I totally forgot about this, but when I was doing research for this interview I rediscovered when the stage collapsed on you guys at Pukkelpop two years ago. Did that ever make you rethink touring or playing festivals?
You know, it was definitely a really bad, terrible event. At the time it was one of those things where we wanted to stop and it was obvious we were going to go on. There was never a time where we were going to rethink that. Touring is all we've ever known. It's something that's really terrible, but we were going to try to find a way to make it work, and that's why we continued on the rest of the tour.

I was reading a Rolling Stone interview the other day where you mentioned enhancing your live shows this time around. Do you have any new ideas? I think for a long time we were just trying to get our footing in a live setting. Now that we're more of a headline band and want to establish ourselves as a headliner band, there's definitely more visuals and better lights.

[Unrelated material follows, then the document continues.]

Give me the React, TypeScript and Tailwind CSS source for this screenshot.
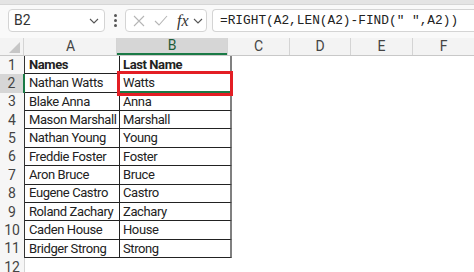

But also just the musicianship will be a lot better. We've definitely been striving to make it sound just like the record and it's something we've gotten closer and closer to each touring cycle. So I think it's going to be a much better show musically and as we go the lights and visuals will be a lot more powerful. We already have a few more things we're working on.

Yeah, I saw a video of you guys playing "Varsity" the other day and it sounded exactly like the record.
Yeah. [Laughs.] I think that's just a testament that touring and practicing really does work.